Liegt ein Diagnosefehler vor, wurde der Befund falsch interpretiert. Ein einfacher Diagnosefehler führt nicht zwangsläufig dazu, dass der Arzt haften muss: Fehlinterpretationen werden nicht automatisch angelastet. Zu einer Haftung kommt es nur bei einer fundamentalen Fehldiagnose.
In beiden Fällen gilt: Die Patienten müssen nachweisen, dass ein Behandlungsfehler vorliegt. Erst wenn dies erfüllt ist, kommt es zur sogenannten Beweislastumkehr: Der Arzt muss dann beweisen, dass der Schaden am Patienten auch ohne den Fehler entstanden wäre.

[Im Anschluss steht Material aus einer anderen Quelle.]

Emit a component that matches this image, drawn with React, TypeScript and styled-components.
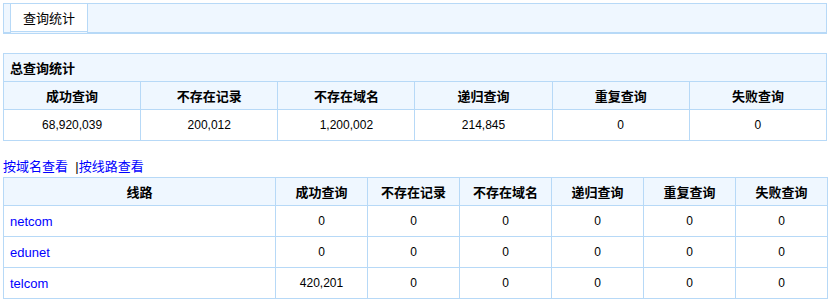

Gutachten ist entscheidend
Ganz entscheidend ist laut Anwalt Bernhard Bense das Gutachten: „Das Gutachten ist für mich als Anwalt sehr wichtig. Erstmals hat ein Arzt darin festgestellt, dass ein Behandlungsfehler vorliegt.“ Es gibt dafür drei Wege: Bei den Gutachterkommissionen der Ärztekammern oder beim Medizinischen Dienst über die Krankenkassen kann ein Gutachten kostenfrei erstellt werden. Betroffene können auch privat einen unabhängigen Arzt beauftragen. Das ist kostspielig: Ein privates Gutachten kann 2000 Euro kosten.
Die Qualität der Gutachten unterscheidet sich: „Es kommt durchaus vor, dass Gutachten sehr knapp ausfallen“, sagt Bense. Für die Angehörigen, die sich an den SÜDKURIER gewandt haben, ist das eine schwierige Situation. Denn befriedigende Antworten auf ihre Fragen erhalten sie in diesem Fall nicht. Wichtig ist laut Anwalt Bense deshalb, beim Erstellen der Gutachten die richtigen Fragen zu stellen. Überzeugt das Gutachten nicht, könne man versuchen, ein anderes Gutachten einzufordern, sagt er. „Ohne positives Gutachten wird ein Prozess nicht gewonnen.“
Mehr Kommunikation zwischen Ärzten und Patienten
Kommt es zu einem Gerichtsverfahren, handle es sich meist um zivilrechtliche Verfahren, erzählt Bernhard Bense. Den meisten Mandanten in seiner Kanzlei gehe es um die Forderung von Schadensersatz. „Den Patienten ist am meisten geholfen, wenn der entstandene Schaden wieder ausgeglichen wird“, sagt Bense. Wenn schwere Personenschaden entstünden, müssten hohe Pflege- oder Hausumbaukosten getragen werden.
Insgesamt sieht Bernhard Bense das Vorgespräch vor einer Behandlung als entscheidend an. Patienten müssten sich der Risiken ihrer Behandlung bewusst sein. Mehr Kommunikation zwischen Ärzten und Patienten würde laut Bense in vielen Fällen für Klarheit sorgen.
Bei den Patienten, die sich wegen Vorfällen am Klinikum Friedrichshafen an den SÜDKURIER gewandt hatten, bleiben weiterhin Fragen offen. „Wir würden gerne damit abschließen, aber wir können nicht“, sagt die Frau, die ihren Mann und den Vater ihrer beiden Kinder vor mehr als drei Jahren verloren hat. Sie möchte anonym bleiben. „Unerträgliche Schmerzen“ habe der Tod bei der Familie ausgelöst. Dieser Schmerz wird wohl für immer bleiben.